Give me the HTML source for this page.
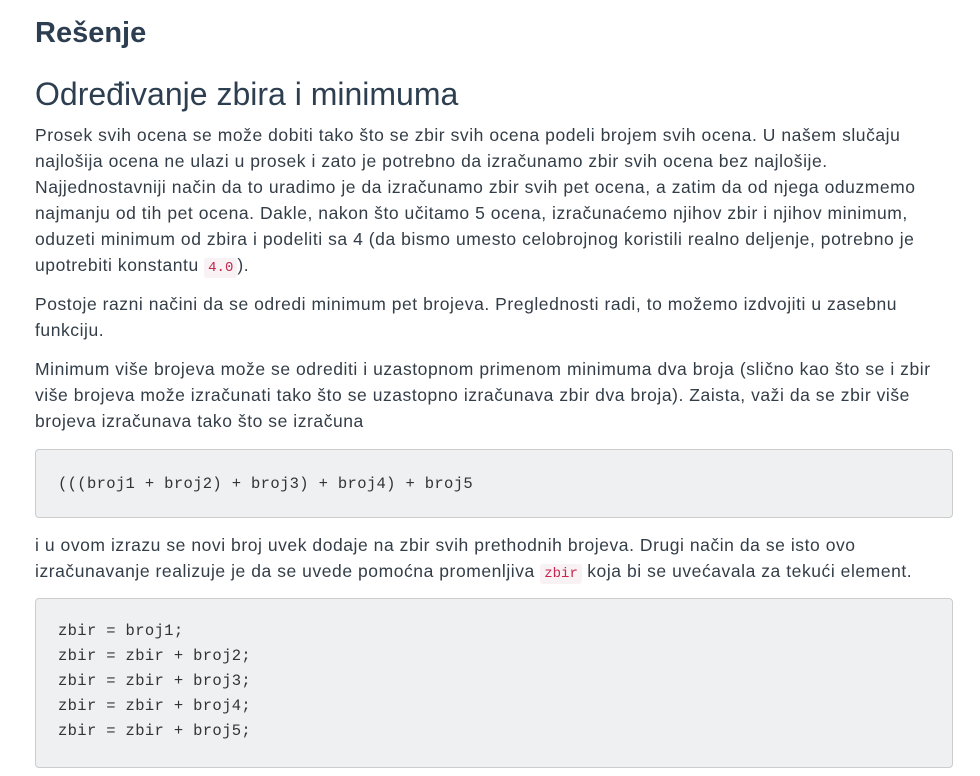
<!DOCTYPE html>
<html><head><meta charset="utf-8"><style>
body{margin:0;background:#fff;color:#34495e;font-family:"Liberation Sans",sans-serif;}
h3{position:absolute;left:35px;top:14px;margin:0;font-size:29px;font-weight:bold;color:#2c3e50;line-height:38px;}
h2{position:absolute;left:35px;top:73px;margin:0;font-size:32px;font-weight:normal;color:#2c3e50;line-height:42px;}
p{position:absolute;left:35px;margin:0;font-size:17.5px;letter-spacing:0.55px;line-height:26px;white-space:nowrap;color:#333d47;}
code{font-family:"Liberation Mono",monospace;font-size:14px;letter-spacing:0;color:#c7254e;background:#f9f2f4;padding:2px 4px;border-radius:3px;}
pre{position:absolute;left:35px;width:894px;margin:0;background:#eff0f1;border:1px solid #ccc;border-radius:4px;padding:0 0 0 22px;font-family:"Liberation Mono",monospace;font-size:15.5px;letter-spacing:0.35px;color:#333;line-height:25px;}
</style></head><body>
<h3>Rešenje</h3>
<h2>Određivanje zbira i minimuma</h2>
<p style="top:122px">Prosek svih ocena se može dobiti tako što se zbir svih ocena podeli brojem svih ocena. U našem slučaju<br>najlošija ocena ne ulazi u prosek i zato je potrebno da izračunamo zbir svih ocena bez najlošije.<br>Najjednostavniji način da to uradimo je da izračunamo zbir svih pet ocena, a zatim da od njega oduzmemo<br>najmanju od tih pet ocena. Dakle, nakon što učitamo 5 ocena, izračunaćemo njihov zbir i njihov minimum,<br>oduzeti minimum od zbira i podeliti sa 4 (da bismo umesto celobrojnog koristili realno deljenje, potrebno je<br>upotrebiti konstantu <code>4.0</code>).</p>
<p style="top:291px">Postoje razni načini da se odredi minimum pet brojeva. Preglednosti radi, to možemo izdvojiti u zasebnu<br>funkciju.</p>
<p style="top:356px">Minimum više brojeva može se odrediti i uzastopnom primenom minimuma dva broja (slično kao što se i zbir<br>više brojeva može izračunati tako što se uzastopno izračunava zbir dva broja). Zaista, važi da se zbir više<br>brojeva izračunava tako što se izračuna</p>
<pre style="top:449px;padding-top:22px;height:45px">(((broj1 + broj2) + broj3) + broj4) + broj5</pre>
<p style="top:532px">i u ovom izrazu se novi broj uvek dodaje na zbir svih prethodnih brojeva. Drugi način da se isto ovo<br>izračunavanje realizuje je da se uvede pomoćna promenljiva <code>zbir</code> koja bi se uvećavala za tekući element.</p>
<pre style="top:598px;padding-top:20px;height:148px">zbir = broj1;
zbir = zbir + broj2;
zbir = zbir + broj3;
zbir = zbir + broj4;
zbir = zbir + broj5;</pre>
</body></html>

· · ·

## Work to complete
Repeat the listing in full and exactly. Do not include any images.

## Result
Give me the HTML source for this page.
<!DOCTYPE html>
<html><head><meta charset="utf-8"><style>
body{margin:0;background:#fff;color:#34495e;font-family:"Liberation Sans",sans-serif;}
h3{position:absolute;left:35px;top:14px;margin:0;font-size:29px;font-weight:bold;color:#2c3e50;line-height:38px;}
h2{position:absolute;left:35px;top:73px;margin:0;font-size:32px;font-weight:normal;color:#2c3e50;line-height:42px;}
p{position:absolute;left:35px;margin:0;font-size:17.5px;letter-spacing:0.55px;line-height:26px;white-space:nowrap;color:#333d47;}
code{font-family:"Liberation Mono",monospace;font-size:14px;letter-spacing:0;color:#c7254e;background:#f9f2f4;padding:2px 4px;border-radius:3px;}
pre{position:absolute;left:35px;width:894px;margin:0;background:#eff0f1;border:1px solid #ccc;border-radius:4px;padding:0 0 0 22px;font-family:"Liberation Mono",monospace;font-size:15.5px;letter-spacing:0.35px;color:#333;line-height:25px;}
</style></head><body>
<h3>Rešenje</h3>
<h2>Određivanje zbira i minimuma</h2>
<p style="top:122px">Prosek svih ocena se može dobiti tako što se zbir svih ocena podeli brojem svih ocena. U našem slučaju<br>najlošija ocena ne ulazi u prosek i zato je potrebno da izračunamo zbir svih ocena bez najlošije.<br>Najjednostavniji način da to uradimo je da izračunamo zbir svih pet ocena, a zatim da od njega oduzmemo<br>najmanju od tih pet ocena. Dakle, nakon što učitamo 5 ocena, izračunaćemo njihov zbir i njihov minimum,<br>oduzeti minimum od zbira i podeliti sa 4 (da bismo umesto celobrojnog koristili realno deljenje, potrebno je<br>upotrebiti konstantu <code>4.0</code>).</p>
<p style="top:291px">Postoje razni načini da se odredi minimum pet brojeva. Preglednosti radi, to možemo izdvojiti u zasebnu<br>funkciju.</p>
<p style="top:356px">Minimum više brojeva može se odrediti i uzastopnom primenom minimuma dva broja (slično kao što se i zbir<br>više brojeva može izračunati tako što se uzastopno izračunava zbir dva broja). Zaista, važi da se zbir više<br>brojeva izračunava tako što se izračuna</p>
<pre style="top:449px;padding-top:22px;height:45px">(((broj1 + broj2) + broj3) + broj4) + broj5</pre>
<p style="top:532px">i u ovom izrazu se novi broj uvek dodaje na zbir svih prethodnih brojeva. Drugi način da se isto ovo<br>izračunavanje realizuje je da se uvede pomoćna promenljiva <code>zbir</code> koja bi se uvećavala za tekući element.</p>
<pre style="top:598px;padding-top:20px;height:148px">zbir = broj1;
zbir = zbir + broj2;
zbir = zbir + broj3;
zbir = zbir + broj4;
zbir = zbir + broj5;</pre>
</body></html>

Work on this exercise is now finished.